A Feed-Forward Neural Network is the simplest type of artificial neural network, where connections between nodes do not form a cycle. Information moves in only one direction -- forward -- from the input nodes, through the hidden nodes (if any), and to the output nodes.

For Beginners: Think of a Feed-Forward Neural Network like a series of information-processing stages arranged in a line. Data flows only forward through these stages, never backward. Each stage (or layer) processes the information and passes it to the next stage. This simple structure makes FFNNs great for many common tasks like classification (deciding which category something belongs to) or regression (predicting a numerical value).

Constructors

FeedForwardNeuralNetwork(NeuralNetworkArchitecture<T>, IGradientBasedOptimizer<T, Tensor<T>, Tensor<T>>?, ILossFunction<T>?, double)

Initializes a new instance of the FeedForwardNeuralNetwork class.

public FeedForwardNeuralNetwork(NeuralNetworkArchitecture<T> architecture, IGradientBasedOptimizer<T, Tensor<T>, Tensor<T>>? optimizer = null, ILossFunction<T>? lossFunction = null, double maxGradNorm = 1)

Parameters

architecture NeuralNetworkArchitecture<T>

The architecture defining the structure of the neural network.

optimizer IGradientBasedOptimizer<T, Tensor<T>, Tensor<T>>

The optimization algorithm to use for training. If null, Adam optimizer is used.

lossFunction ILossFunction<T>

The loss function to use for training. If null, an appropriate loss function is selected based on the task type.

maxGradNorm double

The maximum gradient norm for gradient clipping during training.

Remarks

Feed-Forward Neural Networks can work with various input dimensions and are typically used for classification and regression tasks with structured data.

For Beginners: When creating a Feed-Forward Neural Network, you need to provide a blueprint (architecture) that defines the structure of your network. This constructor sets up the network based on that blueprint. It also prepares the learning strategy (optimizer) and the way to measure mistakes (loss function). If you don't specify these, it chooses reasonable defaults based on the type of task you're trying to solve.

Properties

SupportsTraining

Indicates whether this network supports training.

public override bool SupportsTraining { get; }

Property Value

bool

Remarks

Feed-forward neural networks support training through backpropagation.

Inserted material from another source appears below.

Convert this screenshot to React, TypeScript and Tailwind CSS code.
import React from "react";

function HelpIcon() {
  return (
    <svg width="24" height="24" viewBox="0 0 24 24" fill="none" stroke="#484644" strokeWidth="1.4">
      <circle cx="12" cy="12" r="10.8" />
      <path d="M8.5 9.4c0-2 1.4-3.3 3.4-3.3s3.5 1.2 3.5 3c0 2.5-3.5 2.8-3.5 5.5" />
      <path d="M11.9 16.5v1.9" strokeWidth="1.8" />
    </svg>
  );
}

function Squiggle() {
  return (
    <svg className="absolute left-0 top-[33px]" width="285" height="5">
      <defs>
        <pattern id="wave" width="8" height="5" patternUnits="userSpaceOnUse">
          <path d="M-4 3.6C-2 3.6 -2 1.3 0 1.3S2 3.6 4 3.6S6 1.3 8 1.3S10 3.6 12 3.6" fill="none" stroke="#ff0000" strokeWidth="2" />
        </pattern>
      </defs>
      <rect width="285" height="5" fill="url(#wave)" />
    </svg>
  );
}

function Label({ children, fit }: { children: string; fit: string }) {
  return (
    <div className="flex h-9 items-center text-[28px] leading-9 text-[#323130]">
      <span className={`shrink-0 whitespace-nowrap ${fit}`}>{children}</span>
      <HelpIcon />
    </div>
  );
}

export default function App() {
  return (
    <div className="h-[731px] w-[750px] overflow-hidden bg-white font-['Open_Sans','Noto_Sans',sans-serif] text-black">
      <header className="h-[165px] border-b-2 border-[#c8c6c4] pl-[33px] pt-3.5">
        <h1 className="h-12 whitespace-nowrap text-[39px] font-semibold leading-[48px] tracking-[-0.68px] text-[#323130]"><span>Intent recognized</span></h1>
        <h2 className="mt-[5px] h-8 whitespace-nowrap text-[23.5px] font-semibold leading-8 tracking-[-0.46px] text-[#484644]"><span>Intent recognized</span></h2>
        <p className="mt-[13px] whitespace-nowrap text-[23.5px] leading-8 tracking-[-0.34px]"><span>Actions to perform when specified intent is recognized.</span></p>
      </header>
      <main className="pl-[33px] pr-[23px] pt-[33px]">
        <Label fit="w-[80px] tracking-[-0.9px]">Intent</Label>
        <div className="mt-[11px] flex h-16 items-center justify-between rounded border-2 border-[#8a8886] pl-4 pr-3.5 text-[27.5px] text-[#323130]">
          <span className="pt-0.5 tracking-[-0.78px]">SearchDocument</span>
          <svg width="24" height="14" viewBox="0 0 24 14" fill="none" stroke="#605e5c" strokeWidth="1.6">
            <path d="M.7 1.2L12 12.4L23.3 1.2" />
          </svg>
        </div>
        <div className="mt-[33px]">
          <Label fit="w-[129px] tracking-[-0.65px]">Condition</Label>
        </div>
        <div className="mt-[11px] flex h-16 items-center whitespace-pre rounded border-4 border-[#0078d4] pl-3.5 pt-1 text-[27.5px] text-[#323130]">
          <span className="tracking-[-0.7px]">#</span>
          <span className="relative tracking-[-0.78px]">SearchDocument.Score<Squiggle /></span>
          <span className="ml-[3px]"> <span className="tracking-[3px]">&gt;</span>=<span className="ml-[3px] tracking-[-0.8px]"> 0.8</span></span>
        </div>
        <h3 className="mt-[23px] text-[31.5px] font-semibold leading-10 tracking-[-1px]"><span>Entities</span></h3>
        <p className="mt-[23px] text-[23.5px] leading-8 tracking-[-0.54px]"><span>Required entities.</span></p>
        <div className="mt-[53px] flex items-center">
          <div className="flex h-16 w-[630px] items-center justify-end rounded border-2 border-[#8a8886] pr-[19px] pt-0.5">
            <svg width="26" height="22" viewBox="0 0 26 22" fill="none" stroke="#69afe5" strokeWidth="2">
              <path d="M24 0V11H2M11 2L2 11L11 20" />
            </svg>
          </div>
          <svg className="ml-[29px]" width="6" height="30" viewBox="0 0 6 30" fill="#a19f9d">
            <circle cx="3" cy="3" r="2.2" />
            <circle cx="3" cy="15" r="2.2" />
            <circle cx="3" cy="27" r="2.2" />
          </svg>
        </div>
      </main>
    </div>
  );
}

For Beginners: This indicates that the network can learn from data. Feed-forward networks are designed to be trained, so this property returns true.

Methods

Backward(Tensor<T>)

Performs a backward pass through the network to calculate gradients.

public Tensor<T> Backward(Tensor<T> outputGradient)

Parameters

outputGradient Tensor<T>

The gradient of the loss with respect to the network's output.

Returns

Tensor<T>

The gradient of the loss with respect to the network's input.

Remarks

The backward pass is used during training to update the network's parameters. It propagates the gradient backward through each layer, starting from the output layer. This process is known as "backpropagation" and is essential for training neural networks.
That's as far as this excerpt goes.